The Banting is valued at $70,000 per year for two years and supports postdoctoral researchers who will positively contribute to the country’s economic, social and research-based growth. The scholarships have allowed researchers to conduct ambitious fieldwork research and devote substantial time to work without the financial pressures that might typically arise.
In his research, Hussain seeks to investigate how law and medicine define a “third gender” in South Asia—examining how the concept has been legally and medically institutionalized in the case of hijras (transgender performers) in Pakistan.
Titled Hijra Human Rights and Legal Recognition in Pakistan: Gender Justice, ‘Third Gender’ and Embodied Identity, his project will study the role cosmetic and surgical knowledge and practice plays in helping produce, as well as, contest legal definitions of “third gender”/LGBTQI identities.
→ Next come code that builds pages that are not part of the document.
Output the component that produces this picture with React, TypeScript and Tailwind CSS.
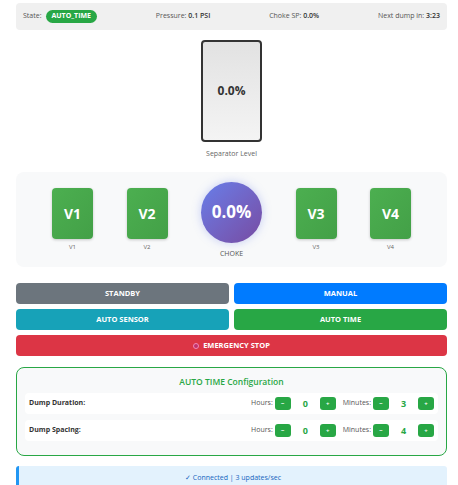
import React from 'react';

const valves = ['V1', 'V2'];
const valvesRight = ['V3', 'V4'];

function Valve({ name }: { name: string }) {
  return (
    <div className="flex flex-col items-center">
      <div className="flex h-[51px] w-[41px] items-center justify-center rounded-[4px] bg-gradient-to-br from-[#4caf50] to-[#43a047] shadow-[0_1px_3px_rgba(0,0,0,0.2)]">
        <span className="text-[14px] font-bold text-white">{name}</span>
      </div>
      <span className="mt-[4px] text-[6px] leading-[8px] text-[#666]">{name}</span>
    </div>
  );
}

function StepButton({ label }: { label: string }) {
  return (
    <button className="flex h-[13px] w-[16px] items-center justify-center rounded-[3px] bg-[#28a745] text-[6px] font-bold leading-none text-white">
      {label}
    </button>
  );
}

function TimeRow({ label, hours, minutes }: { label: string; hours: number; minutes: number }) {
  return (
    <div className="flex h-[21px] items-center justify-between rounded-[4px] bg-white pl-[4px] pr-[4px]">
      <span className="text-[7px] font-bold text-[#333]">{label}</span>
      <div className="flex items-center">
        <span className="mr-[2px] text-[7px] text-[#555]">Hours:</span>
        <StepButton label="−" />
        <span className="w-[29px] text-center text-[9px] font-bold text-[#28a745]">{hours}</span>
        <StepButton label="+" />
        <span className="ml-[7px] mr-[2px] text-[7px] text-[#555]">Minutes:</span>
        <StepButton label="−" />
        <span className="w-[29px] text-center text-[9px] font-bold text-[#28a745]">{minutes}</span>
        <StepButton label="+" />
      </div>
    </div>
  );
}

export default function App() {
  return (
    <div className="min-h-[485px] bg-white pl-[16px] pr-[11px] pt-[3px] font-['Open_Sans','Noto_Sans',sans-serif]">
      {/* Status bar */}
      <div className="flex h-[27px] items-center justify-between rounded-[4px] bg-[#f0f0f0] px-[7px] text-[7px] text-[#555]">
        <div className="flex items-center gap-[4px]">
          <span>State:</span>
          <span className="rounded-full bg-[#28a745] px-[6px] py-[1px] text-[7px] font-bold text-white">AUTO_TIME</span>
        </div>
        <div>
          Pressure: <span className="font-semibold text-[#333]">0.1 PSI</span>
        </div>
        <div>
          Choke SP: <span className="font-semibold text-[#333]">0.0%</span>
        </div>
        <div>
          Next dump in: <span className="font-semibold text-[#333]">3:23</span>
        </div>
      </div>

      {/* Separator */}
      <div className="mt-[10px] flex flex-col items-center">
        <div className="flex h-[102px] w-[61px] items-center justify-center rounded-[4px] border-2 border-[#333] bg-gradient-to-b from-[#e2e2e2] to-[#f4f4f4]">
          <span className="text-[12px] font-bold text-[#333]">0.0%</span>
        </div>
        <span className="mt-[7px] text-[7px] leading-[9px] text-[#666]">Separator Level</span>
      </div>

      {/* Valves */}
      <div className="mt-[14px] flex h-[95px] items-center justify-center gap-[33.5px] rounded-[8px] bg-[#f8f9fa]">
        {valves.map((v) => (
          <Valve key={v} name={v} />
        ))}
        <div className="flex flex-col items-center">
          <div className="flex h-[61px] w-[61px] items-center justify-center rounded-full bg-gradient-to-br from-[#667eea] to-[#764ba2] shadow-[0_0_10px_rgba(102,126,234,0.35)]">
            <span className="text-[17px] font-bold text-white">0.0%</span>
          </div>
          <span className="mt-[6px] text-[7px] leading-[9px] text-[#555]">CHOKE</span>
        </div>
        {valvesRight.map((v) => (
          <Valve key={v} name={v} />
        ))}
      </div>

      {/* Mode buttons */}
      <div className="mt-[16px] grid grid-cols-2 gap-x-[5px] gap-y-[5px]">
        <button className="h-[21px] rounded-[4px] bg-[#6c757d] text-[7.5px] font-bold text-white">STANDBY</button>
        <button className="h-[21px] rounded-[4px] bg-[#007bff] text-[7.5px] font-bold text-white">MANUAL</button>
        <button className="h-[21px] rounded-[4px] bg-[#17a2b8] text-[7.5px] font-bold text-white">AUTO SENSOR</button>
        <button className="h-[21px] rounded-[4px] bg-[#28a745] text-[7.5px] font-bold text-white">AUTO TIME</button>
        <button className="col-span-2 flex h-[21px] items-center justify-center gap-[4px] rounded-[4px] bg-[#dc3545] text-[7.5px] font-bold text-white">
          <span className="inline-block h-[6px] w-[6px] rounded-full border border-[#f08ab8] bg-[#c2306a]" />
          EMERGENCY STOP
        </button>
      </div>

      {/* Config */}
      <div className="mt-[11px] rounded-[8px] border-[1.5px] border-[#28a745] bg-[#f8f9fa] px-[8px] pb-[14px] pt-[8px]">
        <div className="text-center text-[8.5px] font-semibold leading-[12px] text-[#28a745]">AUTO TIME Configuration</div>
        <div className="mt-[5px] flex flex-col gap-[6px]">
          <TimeRow label="Dump Duration:" hours={0} minutes={3} />
          <TimeRow label="Dump Spacing:" hours={0} minutes={4} />
        </div>
      </div>

      {/* Connection */}
      <div className="mt-[10px] flex h-[24px] items-center justify-center rounded-[3px] border-l-[3px] border-[#2196f3] bg-[#e3f2fd] text-[7px] text-[#1565c0]">
        ✓ Connected | 3 updates/sec
      </div>
    </div>
  );
}
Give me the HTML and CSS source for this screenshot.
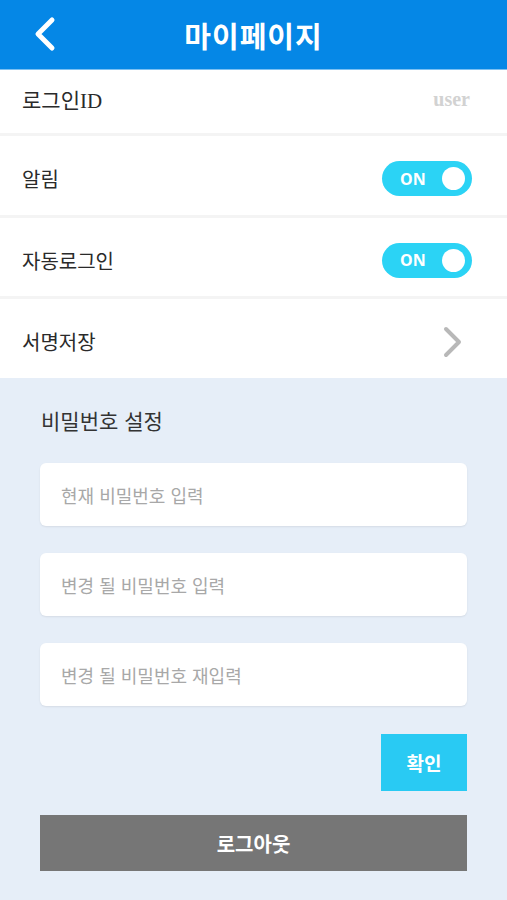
FILE: index.html
```html
<!doctype html>
<html lang="ko">
  <head>
    <meta charset="utf-8">
    <title>마이페이지</title>
    <link rel="stylesheet" href="styles.css">
  </head>
  <body>
    <header class="topbar">
      <a class="back" href="#">
        <svg width="28" height="36" viewBox="0 0 28 36">
          <path d="M22 4 L8 18 L22 32" fill="none" stroke="#fff" stroke-width="5" stroke-linecap="round" stroke-linejoin="round"/>
        </svg>
      </a>
      <h1>마이페이지</h1>
    </header>

    <ul class="settings">
      <li class="row row-id">
        <span class="label serif">로그인ID</span>
        <span class="value">user</span>
      </li>
      <li class="row">
        <span class="label">알림</span>
        <span class="toggle">ON<i class="knob"></i></span>
      </li>
      <li class="row">
        <span class="label">자동로그인</span>
        <span class="toggle">ON<i class="knob"></i></span>
      </li>
      <li class="row">
        <span class="label">서명저장</span>
        <svg class="chev" width="22" height="34" viewBox="0 0 22 34">
          <path d="M4 4 L17 17 L4 30" fill="none" stroke="#b8b8b8" stroke-width="4" stroke-linecap="round" stroke-linejoin="round"/>
        </svg>
      </li>
    </ul>

    <section class="password">
      <h2>비밀번호 설정</h2>
      <input class="field" type="password" placeholder="현재 비밀번호 입력">
      <input class="field" type="password" placeholder="변경 될 비밀번호 입력">
      <input class="field" type="password" placeholder="변경 될 비밀번호 재입력">
      <div class="actions">
        <button class="confirm">확인</button>
      </div>
      <button class="logout">로그아웃</button>
    </section>
  </body>
</html>
```

FILE: styles.css
```css
html {
  font-family: "Noto Sans CJK KR", "Noto Sans", sans-serif;
  color: #222;
  background-color: #e6eef8;
}

body { margin: 0; }

.topbar {
  display: flex;
  align-items: center;
  justify-content: center;
  position: relative;
  height: 69px;
  background-color: #0587e6;
  border-bottom: 1px solid #7cc0f2;
}

.topbar h1 {
  margin: 0;
  color: #fff;
  font-size: 29px;
  font-weight: 700;
  letter-spacing: 1px;
}

.back {
  position: absolute;
  left: 30px;
  top: 16px;
}

.settings {
  list-style: none;
  margin: 0;
  padding: 0;
  background-color: #fff;
}

.row {
  display: flex;
  align-items: center;
  justify-content: space-between;
  box-sizing: border-box;
  height: 82px;
  padding: 6px 35px 0 22px;
  border-bottom: 3px solid #f4f4f4;
}

.row:nth-child(3) { height: 81px; }

.row:last-child {
  height: 79px;
  border-bottom: none;
}

.row-id {
  height: 66px;
  padding-top: 0;
  padding-bottom: 5px;
  padding-right: 37px;
}

.label {
  font-size: 20px;
  font-weight: 400;
  color: #2a2a2a;
}

.serif {
  font-family: "Liberation Serif", "Noto Sans CJK KR", serif;
  font-size: 21px;
}

.value {
  font-family: "Liberation Serif", serif;
  font-weight: 700;
  font-size: 20px;
  color: #d2d2d2;
}

.toggle {
  display: flex;
  align-items: center;
  justify-content: space-between;
  box-sizing: border-box;
  width: 90px;
  height: 35px;
  padding: 0 7px 0 18px;
  border-radius: 18px;
  background-color: #2bd3f5;
  color: #fff;
  font-family: "Noto Sans", sans-serif;
  font-weight: 700;
  font-size: 16px;
}

.knob {
  width: 23px;
  height: 23px;
  border-radius: 50%;
  background-color: #fff;
}

.chev { margin-right: 8px; }

.password {
  display: flex;
  flex-direction: column;
  padding: 27px 40px 28px 40px;
}

.password h2 {
  margin: 0 0 28px 1px;
  font-size: 21px;
  font-weight: 400;
  color: #333;
}

.field {
  height: 63px;
  margin-bottom: 27px;
  padding: 0 21px;
  border: none;
  border-radius: 6px;
  background-color: #fff;
  box-shadow: 0 1px 2px rgba(0, 0, 0, 0.08);
  font-family: inherit;
  font-size: 18px;
  outline: none;
}

.field::placeholder {
  color: #a8a8a8;
}

.actions {
  display: flex;
  justify-content: flex-end;
  margin-top: 1px;
}

.confirm, .logout {
  border: none;
  color: #fff;
  font-family: inherit;
  font-weight: 700;
}

.confirm {
  width: 86px;
  height: 57px;
  background-color: #29caf3;
  font-size: 19px;
}

.logout {
  height: 56px;
  margin-top: 24px;
  background-color: #767676;
  font-size: 20px;
}
```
Hussain’s research takes place in the context of recent South Asian Supreme Court judgements (delivered in Nepal, Bangladesh, Pakistan and India between 2007 and 2018) striking down colonial laws regarding homosexuality and sodomy that have legally recognized a “third gender” by drawing upon international human rights norms.
“These cases have been celebrated by human rights activists, but there has been no academic analysis of these judgements and how they have impacted the legalization, as well as the medicalization of ‘third gender’ identities,” said Hussain. “How did these higher courts interpret medical knowledge and surgical expertise and what influence have these legal readings had in terms of defining gender and sexual identities, shaping rights assertions, encouraging new forms of bodily intervention for third gender claimants, and orienting medical practice?”
His research will also consider how and why the judicial use of human rights norms to remove the ingrained social marginalization and cultural stigma suffered by sexual minorities may be producing new forms of social inequality. “Significantly, there has been little empirical or theoretical exploration of organized sexual minority engagement in activism and litigation for human rights in the region, their work in implementing these laws, nor any comparative analysis with struggles elsewhere,” he said. “This project will ethnographically study how marginalized sexual minorities themselves interpret human rights norms, engage with the courts, organize for their rights, and how these struggles impact their communities and their understandings of their identities.”